Wernher von Braun, Mittelwerk V-2 Production Plant, and Slave Labor
Left: German rocketeers shortly after being taken prisoner by units of the 44th Infantry Division, U.S. Seventh Army, May 3, 1945, just over the Bavarian border in Reutte, Austria. Wernher von Braun, age 33, stands in the center of the photo, suffering from an arm broken in a car accident. His brother, Magnus von Braun, is seen at left edge of photo. Operation Paperclip, a decades-long covert project, brought many of von Braun’s team members (and their families) to the United States, where the scientists worked under contract with the U.S. Army Ordnance Corps.
Right: The Mittelwerk V-1 and V-2 factories occupied large tunnels underneath Kohnstein Mountain several miles northwest of the town of Nordhausen in what is now Eastern Germany. The factories used slave labor from the Mittelbau-Dora concentration camp, a subcamp of Buchenwald. About 60,000 prisoners from 21 nations passed through Mittelbau-Dora in an 18 month period. An estimated 20,000 inmates died in the camp: 9,000 from exhaustion and collapse, 350 by hanging (200 for sabotage), while the remainder succumbed to disease and starvation. (It was largely because of Albert Speer’s role as Nazi Minister of Armaments and War Production in supplying slave labor to V‑1 and V‑2 production facilities that he received a 20-year sentence at the postwar Nuremberg Trials.) Wernher von Braun visited the underground production facilities in the last months of 1943, when prisoners were engaged in building the tunnels, then twice between January and May 1944. “An extraordinarily depressing impression [swept over me],” von Braun told his German biographer in the late 1960s, “each time that I went into the underground plant and had to see the prisoners at work. It is repulsive to be suddenly surrounded by prisoners. The whole atmosphere was unbearable.” SS camp guards spared him an even more depressing sight seeing the above-ground Mittelbau-Dora concentration camp, where death stalked von Braun’s V weapon workers.
Left: A GI (right frame of photo) inspects a V-2 ballistic missile at the underground Mittelwerk facility. The 46 ft tall V‑2 ballistic missile, which carried a one-ton warhead, was Nazi Germany’s secret weapon developed under the direction of Wernher von Braun by German scientists in an attempt to reverse the course of the war. About the time the Germans kicked off their V‑2 rain of terror weapons, they unleashed a propaganda leaflet campaign over England. “It’s time for the British people to listen to the words of reason of the Fuehrer,” the flyer read. “Give up this war. It is one you cannot hope to win.” British countermeasures consisted mainly of bombing V‑2 launching sites and supply depots. Roughly 250 V‑2s were found on the Mittelwerk assembly line in mid-1945 in various stages of completion when it was overrun.

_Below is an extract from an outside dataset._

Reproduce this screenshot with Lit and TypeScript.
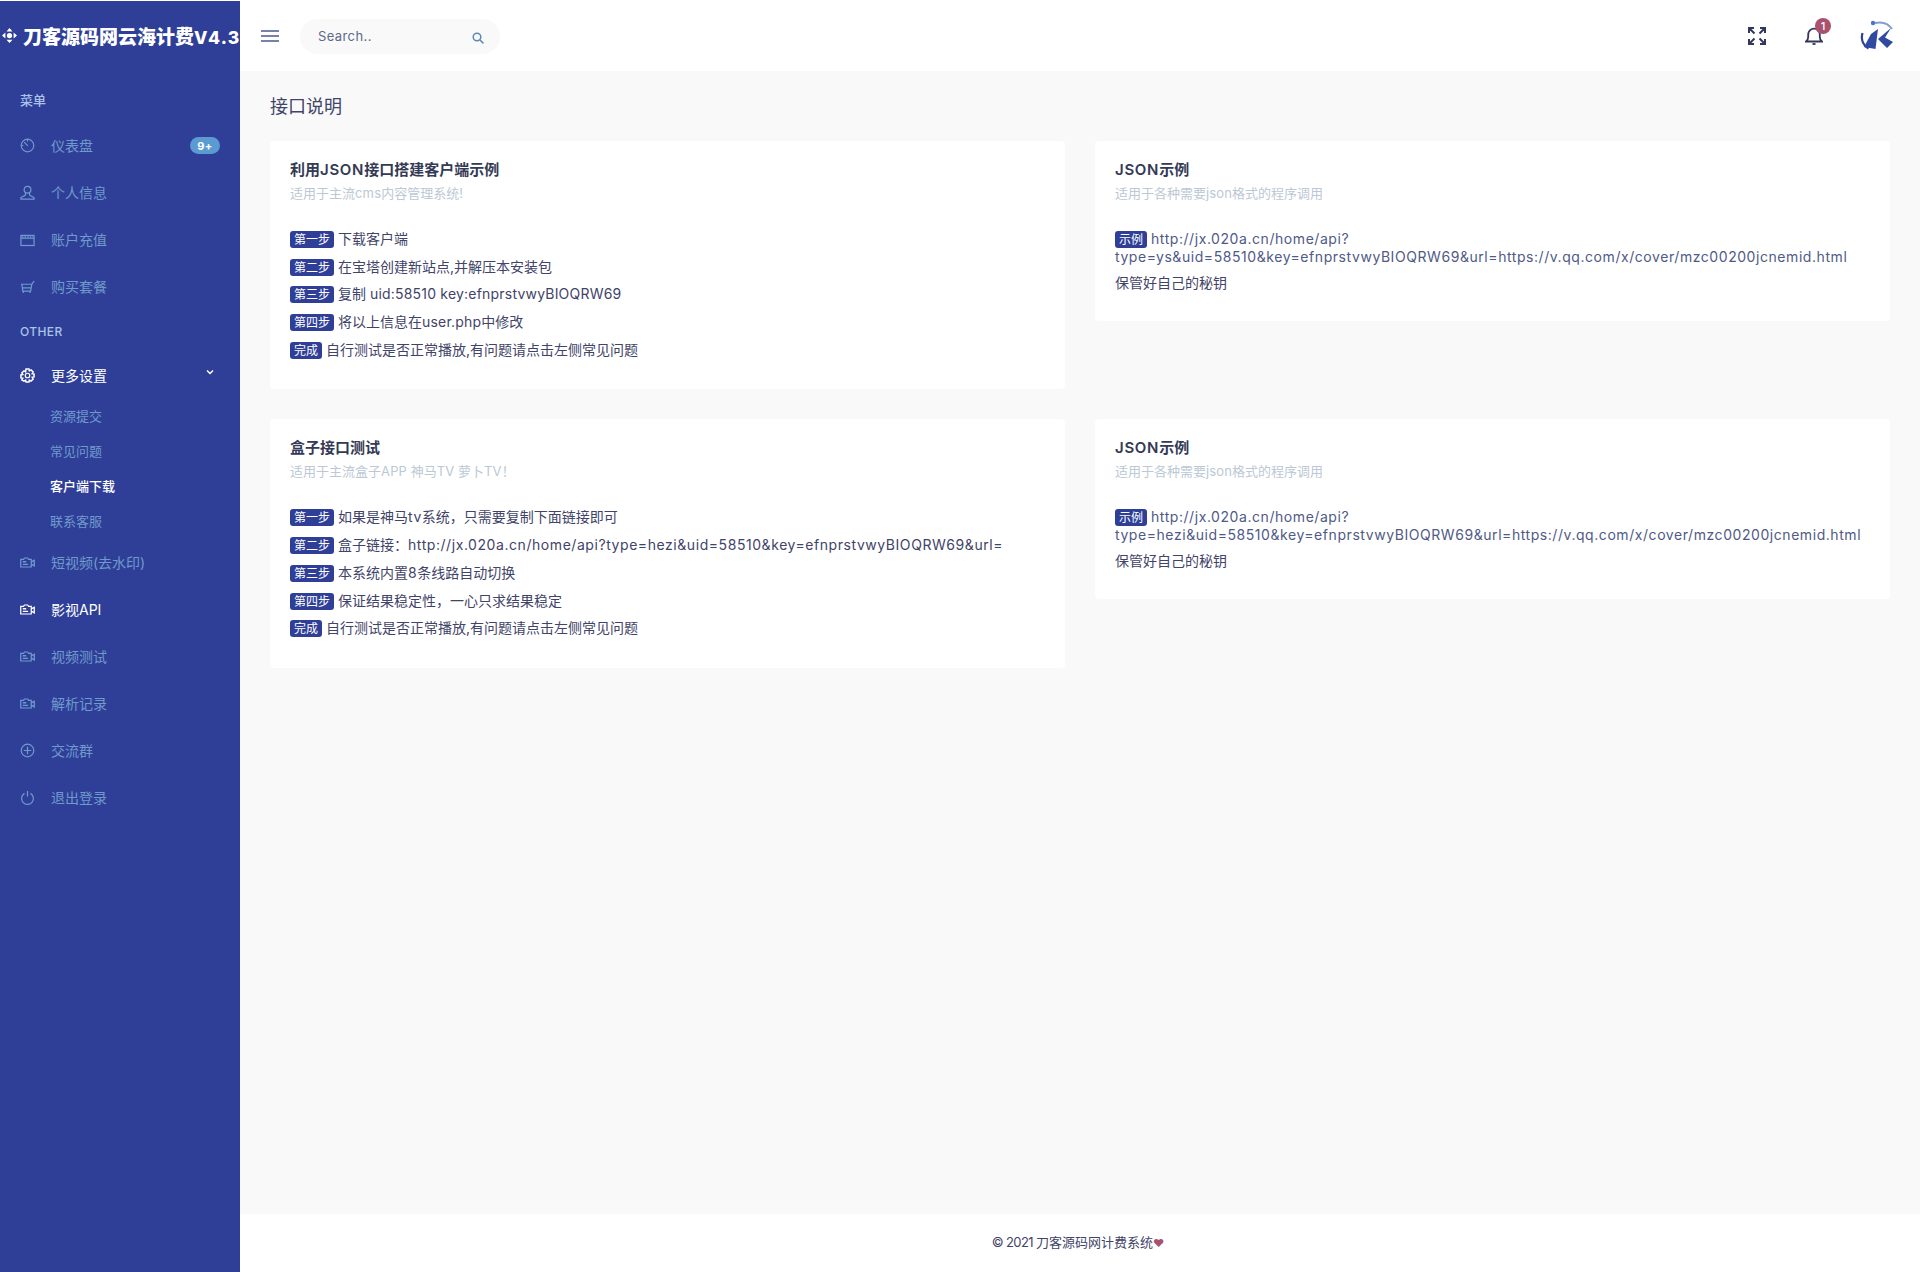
import { LitElement, html, css, svg } from "lit";
import { customElement } from "lit/decorators.js";

const S = (inner: unknown, vb = "0 0 16 16") => html`<svg class="ic" viewBox=${vb} fill="none" stroke="currentColor" stroke-width="1.3">${inner}</svg>`;

const icons: Record<string, unknown> = {
  meter: S(svg`<circle cx="8" cy="8" r="6.7"/><path d="M4.4 4.4 8.4 8.4M8 1.4v2.2M1.4 8h2.2"/>`),
  user: S(svg`<circle cx="8" cy="5" r="3.6"/><path d="M6 8.4 5.6 11 1 13.4V15h14v-1.6L10.4 11 10 8.4"/>`),
  wallet: S(svg`<rect x="1" y="3.6" width="14" height="10.8"/><path d="M1 6.6h14" /><path d="M2 5.1h12" stroke-dasharray="1.6 1.2"/>`),
  cart: S(svg`<path d="M1 5.6h11.6l2.4-3.4M2 5.6l1 7.4h8.4l1.2-7.4M3.2 9.4h9"/><path d="M3.6 13v2M10.6 13v2"/>`),
  gear: S(svg`<circle cx="8" cy="8" r="2.4"/><path d="M6.4 1h3.2l.4 2 1.8-1 2.2 2.2-1 1.8 2 .4v3.2l-2 .4 1 1.8-2.2 2.2-1.8-1-.4 2H6.4l-.4-2-1.8 1L2 12.8l1-1.8-2-.4V7.4l2-.4-1-1.8L4.2 3 6 4z" stroke-width="1.6"/>`),
  cam: S(svg`<path d="M.8 4.6h3l1-1.4h3.4l1 1.4H12v8.2H.8z"/><path d="M12 7.4l3.2-1.8v6l-3.2-1.8M3 7.2h3.6M3 10h5.6" stroke-width="1.4"/>`),
  plus: S(svg`<circle cx="8" cy="8" r="6.7"/><path d="M8 4v8M4 8h8"/>`),
  power: S(svg`<path d="M4.8 3.6a6.3 6.3 0 1 0 6.4 0M8 1v6"/>`),
};

type Item = { icon?: string; text: string; active?: boolean; badge?: string; open?: boolean; sub?: { t: string; a?: boolean }[]; label?: boolean };

const MENU: Item[] = [
  { label: true, text: "菜单" },
  { icon: "meter", text: "仪表盘", badge: "9+" },
  { icon: "user", text: "个人信息" },
  { icon: "wallet", text: "账户充值" },
  { icon: "cart", text: "购买套餐" },
  { label: true, text: "OTHER" },
  { icon: "gear", text: "更多设置", active: true, open: true, sub: [{ t: "资源提交" }, { t: "常见问题" }, { t: "客户端下载", a: true }, { t: "联系客服" }] },
  { icon: "cam", text: "短视频(去水印)" },
  { icon: "cam", text: "影视API", active: true },
  { icon: "cam", text: "视频测试" },
  { icon: "cam", text: "解析记录" },
  { icon: "plus", text: "交流群" },
  { icon: "power", text: "退出登录" },
];

type Step = [string, unknown];
const STEP1: Step[] = [
  ["第一步", "下载客户端"],
  ["第二步", "在宝塔创建新站点,并解压本安装包"],
  ["第三步", html`复制 <span class="en tight">uid:58510 key:efnprstvwyBIOQRW69</span>`],
  ["第四步", html`将以上信息在<span class="en tight">user.php</span>中修改`],
  ["完成", "自行测试是否正常播放,有问题请点击左侧常见问题"],
];
const STEP2: Step[] = [
  ["第一步", html`如果是神马<span class="en">tv</span>系统，只需要复制下面链接即可`],
  ["第二步", html`盒子链接：<span class="en">http://jx.020a.cn/home/api?type=hezi&uid=58510&key=efnprstvwyBIOQRW69&url=</span>`],
  ["第三步", html`本系统内置<span class="en">8</span>条线路自动切换`],
  ["第四步", "保证结果稳定性，一心只求结果稳定"],
  ["完成", "自行测试是否正常播放,有问题请点击左侧常见问题"],
];

@customElement("app-root")
export class AppRoot extends LitElement {
  static styles = css`
    :host { display: block; font-family: Inter, "Noto Sans CJK SC", sans-serif; font-size: 14px; color: #3f4468; }
    * { box-sizing: border-box; }
    .shell { display: flex; min-height: 1272px; background: #f9f9f9; border-top: 1px solid #fff; }
    .side { width: 240px; flex: none; background: #2f3f98; color: #6f9acb; }
    .brand { height: 69px; display: flex; align-items: center; gap: 6px; padding-left: 2px; color: #fff; font-weight: 900; font-size: 19px; white-space: nowrap; }
    .brand svg { width: 15px; height: 15px; flex: none; }
    .brand .v { letter-spacing: 1.2px; font-size: 17.5px; font-weight: 800; }
    .menu { padding-top: 9px; }
    .label { height: 42px; display: flex; align-items: center; padding: 0 0 2px 20px; font-size: 13px; font-weight: 500; color: #a9c4e6; letter-spacing: .1px; }
    .label.latin { padding: 3px 0 0 20px; font-size: 12px; letter-spacing: .4px; }
    .item { height: 47px; display: flex; align-items: center; padding-left: 20px; position: relative; }
    .item.on { color: #fff; }
    .ic { width: 15px; height: 15px; flex: none; margin: 2px 16px 0 0; }
    .badge { position: absolute; left: 190px; top: 16px; width: 30px; height: 17px; border-radius: 9px; background: #5b9bd1; color: #fff; font-size: 11px; font-weight: 700; display: flex; align-items: center; justify-content: center; letter-spacing: .5px; }
    .chev { position: absolute; left: 206px; top: 18px; width: 8px; height: 6px; }
    .sub { height: 35px; display: flex; align-items: center; padding-left: 50px; font-size: 13px; }
    .sub.on { color: #fff; font-weight: 500; }
    .main { flex: 1; min-width: 0; display: flex; flex-direction: column; }
    .top { height: 70px; flex: none; background: #fff; display: flex; align-items: center; padding-left: 21px; }
    .burger { width: 18px; height: 12px; flex: none; margin-right: 21px; color: #4a5a90; }
    .search { width: 200px; height: 35px; border-radius: 30px; background: #f9f9f9; display: flex; align-items: center; justify-content: space-between; padding: 0 16px 0 18px; font-size: 13px; color: #5d6a8a; letter-spacing: .4px; }
    .search span { margin-top: -1px; }
    .search svg { width: 12px; height: 12px; margin-top: 3px; color: #5b89b6; }
    .tools { margin-left: auto; display: flex; align-items: center; padding-right: 26px; color: #33375a; }
    .expand { width: 18px; height: 18px; margin-right: 39px; }
    .bell { width: 34px; height: 24px; position: relative; margin-right: 21px; }
    .bell svg { width: 18px; height: 18px; position: absolute; left: 0; top: 3px; }
    .dot { position: absolute; left: 10px; top: -6px; width: 16px; height: 16px; border-radius: 50%; background: #a85270; color: #fff; font-size: 11px; font-weight: 500; display: flex; align-items: center; justify-content: center; }
    .avatar { width: 34px; height: 32px; }
    .content { flex: 1; padding: 0 30px; }
    h1 { margin: 0; height: 70px; padding-bottom: 2px; display: flex; align-items: center; font-size: 18px; font-weight: 400; color: #3f4468; }
    .grid { display: grid; grid-template-columns: 1fr 1fr; column-gap: 30px; row-gap: 30px; align-items: start; }
    .card { background: #fff; border-radius: 4px; padding: 20px; }
    .card.big { padding-bottom: 22px; }
    h2 { margin: 0; font-size: 15px; font-weight: 600; line-height: 18px; color: #343a55; }
    h2 .en { letter-spacing: .7px; }
    .desc { margin: 5px 0 26px; font-size: 13px; line-height: 19px; color: #bcc8d4; }
    .desc.ex { margin-bottom: 27px; }
    .desc .en { letter-spacing: .15px; }
    .row { line-height: 20px; margin-bottom: 7.7px; white-space: nowrap; }
    .row.wrap { white-space: normal; line-height: 18px; margin-bottom: 7px; word-break: break-all; color: #4f5a86; }
    .row.plain { color: #3f4468; }
    .en { letter-spacing: .56px; }
    .en.tight { letter-spacing: .2px; }
    .tag { display: inline-block; height: 17px; line-height: 17px; padding: 0 4px; border-radius: 3px; background: #2f3f98; color: #fff; font-size: 12px; margin-right: 4px; vertical-align: 0; }
    .foot { height: 58px; flex: none; background: #fff; display: flex; align-items: center; justify-content: center; padding: 0 4px 4px 0; font-size: 13px; color: #3f4468; }
    .foot .yr { letter-spacing: -.6px; }
    .foot .heart { color: #a85270; font-size: 11px; }
  `;

  private item(m: Item) {
    if (m.label) return html`<div class="label ${m.text === "OTHER" ? "latin" : ""}">${m.text}</div>`;
    return html`
      <div class="item ${m.active ? "on" : ""}">
        ${icons[m.icon!]}<span>${m.text}</span>
        ${m.badge ? html`<span class="badge">${m.badge}</span>` : ""}
        ${m.open ? html`<svg class="chev" viewBox="0 0 8 6" fill="none" stroke="currentColor" stroke-width="1.5"><path d="M1 1.5 4 4.5 7 1.5"/></svg>` : ""}
      </div>
      ${m.sub ? m.sub.map((s) => html`<div class="sub ${s.a ? "on" : ""}">${s.t}</div>`) : ""}
    `;
  }

  private steps(title: unknown, desc: unknown, rows: Step[]) {
    return html`<div class="card big">
      <h2>${title}</h2>
      <div class="desc">${desc}</div>
      ${rows.map(([t, c]) => html`<div class="row"><span class="tag">${t}</span>${c}</div>`)}
    </div>`;
  }

  private example(kind: string, tail: string) {
    return html`<div class="card">
      <h2><span class="en">JSON</span>示例</h2>
      <div class="desc ex">适用于各种需要<span class="en">json</span>格式的程序调用</div>
      <div class="row wrap"><span class="tag">示例</span><span class="en">http://jx.020a.cn/home/api?<br />type=${kind}&uid=58510&key=efnprstvwyBIOQRW69&url=${tail}</span></div>
      <div class="row plain">保管好自己的秘钥</div>
    </div>`;
  }

  render() {
    const tail = "https://v.qq.com/x/cover/mzc00200jcnemid.html";
    return html`<div class="shell">
      <aside class="side">
        <div class="brand">
          <svg viewBox="0 0 16 16" fill="currentColor"><circle cx="8" cy="8" r="2.8"/><path d="M8 0l3.2 3.6H4.8zM8 16l-3.2-3.6h6.4zM0 8l3.6-3.2v6.4zM16 8l-3.6 3.2V4.800z"/></svg>
          <span>刀客源码网云海计费<span class="v">V4.3</span></span>
        </div>
        <nav class="menu">${MENU.map((m) => this.item(m))}</nav>
      </aside>
      <div class="main">
        <header class="top">
          <svg class="burger" viewBox="0 0 18 12" stroke="currentColor" stroke-width="1.5"><path d="M0 1h18M0 6h18M0 11h18"/></svg>
          <div class="search"><span>Search..</span>
            <svg viewBox="0 0 12 12" fill="none" stroke="currentColor" stroke-width="1.5"><circle cx="5" cy="5" r="3.8"/><path d="M8 8l3.4 3.4"/></svg>
          </div>
          <div class="tools">
            <svg class="expand" viewBox="0 0 18 18" fill="none" stroke="currentColor" stroke-width="2"><path d="M1 6V1h5M12 1h5v5M17 12v5h-5M6 17H1v-5M2 2l4.5 4.5M16 2l-4.5 4.5M16 16l-4.5-4.5M2 16l4.5-4.5"/></svg>
            <div class="bell">
              <svg viewBox="0 0 18 18" fill="none" stroke="currentColor" stroke-width="1.8"><path d="M1 14.5c1.500-1 2.200-2.400 2.200-4.500V7.500a5.800 5.800 0 0 1 11.600 0V10c0 2.100.7 3.500 2.200 4.500z"/><path d="M7.500 17h3" stroke-width="1.8"/></svg>
              <span class="dot">1</span>
            </div>
            <svg class="avatar" viewBox="0 0 34 32">
              <path d="M2.500 13c-2 7 1 13 6 15.500" fill="none" stroke="#2f3f98" stroke-width="2.200"/>
              <path d="M11 14 18 9 15.500 29 4 27z" fill="#2f4aa0"/>
              <path d="M18 19 31 8l-6 9.500 8 4.500-6 6z" fill="#2f4aa0"/>
              <path d="M15 3c7-1.500 13 0 17 6" fill="none" stroke="#7f9fd0" stroke-width="2"/>
              <circle cx="13" cy="3" r="2.200" fill="#4a78c0"/>
            </svg>
          </div>
        </header>
        <div class="content">
          <h1>接口说明</h1>
          <div class="grid">
            ${this.steps(html`利用<span class="en">JSON</span>接口搭建客户端示例`, html`适用于主流<span class="en">cms</span>内容管理系统!`, STEP1)}
            ${this.example("ys", tail)}
            ${this.steps("盒子接口测试", html`适用于主流盒子<span class="en">APP</span> 神马<span class="en">TV</span> 萝卜<span class="en">TV</span>！`, STEP2)}
            ${this.example("hezi", tail)}
          </div>
        </div>
        <footer class="foot"><span><span class="yr">© 2021 </span>刀客源码网计费系统<span class="heart">♥</span></span></footer>
      </div>
    </div>`;
  }
}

Right: Rows of dead inmates fill the yard of the Boelcke Barracks at Nordhausen Camp, April 12, 1945, one day after liberation. (Nordhausen and Dora were separate camps within the same 40 plus Konzentrationslager Mittelbau complex.) Used as an overflow camp for sick and dying inmates from January 1945, Nordhausen saw its numbers rise from a few hundred to over 6,000, when up to 100 inmates died every day. Around 1,300 inmates died on the night of April 2, 1945, when British bombs destroyed substantial parts of the barracks during raids that destroyed three-quarters of the town of Nordhausen.